The benchmark February iron ore on the Singapore Exchange climbed 1.87% to $102.45 a ton by 0722 GMT, the highest since Dec. 19. Leading iron ore supplier Rio Tinto reported its lowest annual shipments in two years, partly as heavy rains in Western Australia impacted output in the December quarter.

Also providing some support to the key steelmaking ingredient was a weaker US dollar, which makes dollar-denominated commodities cheaper for holders of other currencies. Additionally, signs of possibly higher ore demand in the coming weeks supported prices, said analysts, referring to a likely rise in hot metal output. Boosting overall sentiment, Country Garden, once China’s top developer by sales, said it expects to report a smaller annual loss for 2024 as the struggling developer works to revive its business.

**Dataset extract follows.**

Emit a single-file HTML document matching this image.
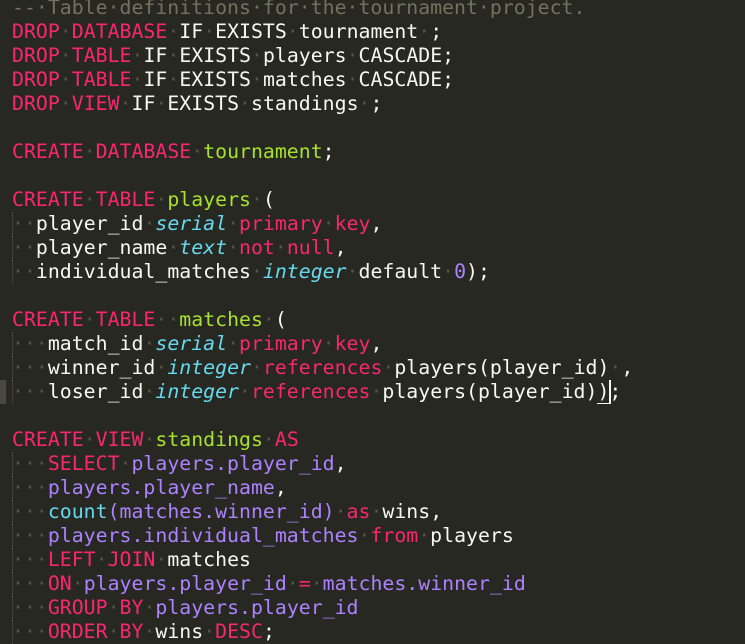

Other steelmaking ingredients on the DCE gained ground, with coking coal and coke up 3.83% and 3.45%, respectively, as some traders liquidated short positions, said analysts. Most steel benchmarks on the Shanghai Futures Exchange ticked up. Rebar added 1.22%, hot-rolled coil advanced 1.09%, stainless steel gained 0.56%, wire rod rose 0.46%.

“The recent wave of prices gains mainly benefited from improved expectations for steel consumption boosted by the macro sentiment,” said Zhuo Guiqiu, analyst at Jinrui Futures. “The restocking expectations aggravated price volatility amid low steel inventories.